喝了几小杯清酒后,头晕目眩的伊藤到洗手间,把头伏在洗手台上休息。这是她记得的最后一件事情。
再次醒来时,是在一间酒店房间中。昏昏沉沉中,疼痛扑面而来,涌入眼前的画面让她意识到自己正遭受着什么。
当她想要逃跑时,又被山口揪住肩膀,拽倒在床上。
伊藤被死死按在床上,她又一次被强暴了。反抗没有用,挣扎没有用,哀求也没有用。在几乎要窒息的时候,她的脑海里只有一个想法:我要被杀掉了。
接着,她听到山口敬之笑着说:恭喜你,通过了工作测试。
这不是电影剧情,而是真人真事。
在日本,性侵事件如同海面下的冰山。许多女性因为羞耻心、恐惧感以及无形的社会枷锁而不敢发声,但伊藤诗织勇敢地站了出来。
2017年10月,依据自身经历写成的纪实作品《黑箱》出版,在日本社会引起轰动。
2018年6月,BBC报道其事迹的纪录片《日本之耻》上映,在国内外引起热烈反响。
性侵的案发现场,隔绝的私密空间,被称为“黑箱”,而揭开这个“黑箱”时,暴露出来的则是调查机构与司法体系中的更为巨大的“黑箱”。
性侵发生之后
性侵事件发生5天后,伊藤辗转到警察局报案。
在此之前,她不曾接受过关于遭受性侵后该如何处置的教育。
而在性侵发生之后,接待她的医生和援助机构也都表现得冷漠而疏离。
怀疑被下药施暴的她,未能在事发后第一时间得到相关部门的支持而进行受害物证采集,没有药物检测报告,尽管后来提取到了山口留在她内衣上的DNA,寻访到的有出租车司机证实她曾多次要求附近车站下车,也有监控录像显示意识不清的伊藤几乎是被山口拖着进了酒店。而山口矢口否认对其下药实施性侵犯。
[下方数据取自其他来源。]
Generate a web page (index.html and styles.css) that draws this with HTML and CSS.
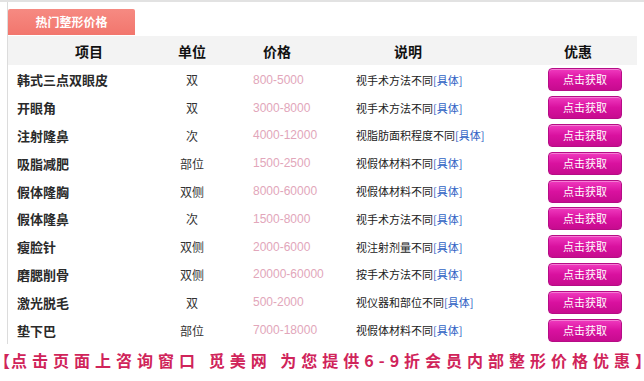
FILE: index.html
```html
<!DOCTYPE html>
<html lang="zh">
<head>
<meta charset="utf-8">
<title>热门整形价格</title>
<link rel="stylesheet" href="styles.css">
</head>
<body>
<div class="page">
  <div class="panel">
    <div class="tab">热门整形价格</div>
    <div class="table">
      <div class="row head">
        <div class="h1">项目</div>
        <div class="h2">单位</div>
        <div class="h3">价格</div>
        <div class="h4">说明</div>
        <div class="h5">优惠</div>
      </div>
      <div class="row">
        <div class="c1">韩式三点双眼皮</div><div class="c2">双</div><div class="c3">800-5000</div>
        <div class="c4">视手术方法不同<a class="more">[具体]</a></div><div class="c5"><span class="btn">点击获取</span></div>
      </div>
      <div class="row">
        <div class="c1">开眼角</div><div class="c2">双</div><div class="c3">3000-8000</div>
        <div class="c4">视手术方法不同<a class="more">[具体]</a></div><div class="c5"><span class="btn">点击获取</span></div>
      </div>
      <div class="row">
        <div class="c1">注射隆鼻</div><div class="c2">次</div><div class="c3">4000-12000</div>
        <div class="c4">视脂肪面积程度不同<a class="more">[具体]</a></div><div class="c5"><span class="btn">点击获取</span></div>
      </div>
      <div class="row">
        <div class="c1">吸脂减肥</div><div class="c2">部位</div><div class="c3">1500-2500</div>
        <div class="c4">视假体材料不同<a class="more">[具体]</a></div><div class="c5"><span class="btn">点击获取</span></div>
      </div>
      <div class="row">
        <div class="c1">假体隆胸</div><div class="c2">双侧</div><div class="c3">8000-60000</div>
        <div class="c4">视假体材料不同<a class="more">[具体]</a></div><div class="c5"><span class="btn">点击获取</span></div>
      </div>
      <div class="row">
        <div class="c1">假体隆鼻</div><div class="c2">次</div><div class="c3">1500-8000</div>
        <div class="c4">视手术方法不同<a class="more">[具体]</a></div><div class="c5"><span class="btn">点击获取</span></div>
      </div>
      <div class="row">
        <div class="c1">瘦脸针</div><div class="c2">双侧</div><div class="c3">2000-6000</div>
        <div class="c4">视注射剂量不同<a class="more">[具体]</a></div><div class="c5"><span class="btn">点击获取</span></div>
      </div>
      <div class="row">
        <div class="c1">磨腮削骨</div><div class="c2">双侧</div><div class="c3">20000-60000</div>
        <div class="c4">按手术方法不同<a class="more">[具体]</a></div><div class="c5"><span class="btn">点击获取</span></div>
      </div>
      <div class="row">
        <div class="c1">激光脱毛</div><div class="c2">双</div><div class="c3">500-2000</div>
        <div class="c4">视仪器和部位不同<a class="more">[具体]</a></div><div class="c5"><span class="btn">点击获取</span></div>
      </div>
      <div class="row">
        <div class="c1">垫下巴</div><div class="c2">部位</div><div class="c3">7000-18000</div>
        <div class="c4">视假体材料不同<a class="more">[具体]</a></div><div class="c5"><span class="btn">点击获取</span></div>
      </div>
    </div>
  </div>
  <p class="note"><span class="br">【</span><span class="txt">点击页面上咨询窗口 觅美网 为您提供6-9折会员内部整形价格优惠</span><span class="br">】</span></p>
</div>
</body>
</html>
```

FILE: styles.css
```css
html, body {
  margin: 0;
  padding: 0;
  background: #ffffff;
}
body {
  font-family: "Noto Sans CJK SC", "Liberation Sans", sans-serif;
  color: #222;
  width: 644px;
  height: 381px;
  overflow: hidden;
}
.page {
  border-top: 2px solid #e2e2e2;
  height: 379px;
}
.panel {
  margin-left: 7px;
  width: 629px;
  border-left: 1px solid #dcdcdc;
  padding-top: 7px;
}
.tab {
  width: 127px;
  height: 26px;
  line-height: 26px;
  background: linear-gradient(#f68a82, #f2766d);
  color: #fff;
  font-size: 12px;
  font-weight: 700;
  text-align: center;
  border-radius: 2px 2px 0 0;
}
.table {
  display: flex;
  flex-direction: column;
}
.row {
  display: grid;
  grid-template-columns: 162px 44px 126px 136px 160px;
  height: 27.8px;
  align-items: center;
}
.row.head {
  height: 29px;
  margin-top: 1px;
  margin-bottom: 1px;
  background: #f3f3f3;
}
.h1, .h2, .h3, .h4, .h5 {
  text-align: center;
  font-size: 14px;
  font-weight: 700;
  color: #111;
  white-space: nowrap;
}
.h5 {
  padding-left: 44px;
}
.c1 {
  padding-left: 9px;
  font-size: 13px;
  font-weight: 700;
  color: #2a2a2a;
  white-space: nowrap;
}
.c2 {
  text-align: center;
  font-size: 12px;
  color: #333;
}
.c3 {
  padding-left: 39px;
  font-family: "Liberation Sans", sans-serif;
  font-size: 12px;
  color: #e2a6ba;
  white-space: nowrap;
}
.c4 {
  padding-left: 16px;
  font-size: 11px;
  color: #222;
  white-space: nowrap;
}
.more {
  color: #2f62c4;
}
.c5 {
  display: flex;
  padding-left: 72px;
}
.btn {
  display: block;
  width: 72px;
  height: 21px;
  line-height: 21px;
  border: 1px solid #b60c86;
  border-radius: 4px;
  background: linear-gradient(#f03abf, #d9119f 50%, #c70b8f);
  color: #fff;
  font-size: 11px;
  text-align: center;
  box-shadow: inset 0 1px 0 rgba(255,255,255,0.35);
}
.note {
  margin: 0;
  padding-left: 2px;
  padding-top: 5px;
  font-size: 16px;
  line-height: 22px;
  font-weight: 700;
  color: #d0245a;
  white-space: nowrap;
}
.br {
  font-feature-settings: "halt" 1;
}
.txt {
  letter-spacing: 5px;
  margin-left: 1px;
}
```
当警视厅好不容易取得充足证据,准备对山口实行逮捕的时候,打进了一通神秘电话……
然后他们终止了对他的逮捕。
这显然与山口敬之这个人的背景相关。
他与日本首相安倍晋三关系密切,是社会名流,俩人经常一起打球。
山口敬之还为安倍晋三写过正面宣传的传记。
不难看出来,山口敬之绝非普通人。
他是国家的遮羞布,不容揭开。
但遮羞布本身,就是遮不住的耻辱。
正如“被禁言”本身,也许比所要说出的事情更加不公。
百年未变的日本性侵法律
在案发一年多后,检察官判定证据不足,不起诉。
在日本,想要将性暴力诉诸法律究竟有多难呢?
在BBC纪录片《日本之耻》(Japan’s Secret Shame) 中,日本千叶大学法律系教授Hiroko Goto说,在日本的法律定义下,要符合强暴的定义,必须是对方使用肢体暴力、或者恐吓。而在审理过程中法官也会要求被害者必须有激烈的肢体反抗。
后藤弘子介绍日本相关律法
因此,在日本,如果你在遇到强暴时没有大声呼救、让对方对你施暴留下伤痕来证明性行为是非自愿的。在法律认定是多半不能算是性侵。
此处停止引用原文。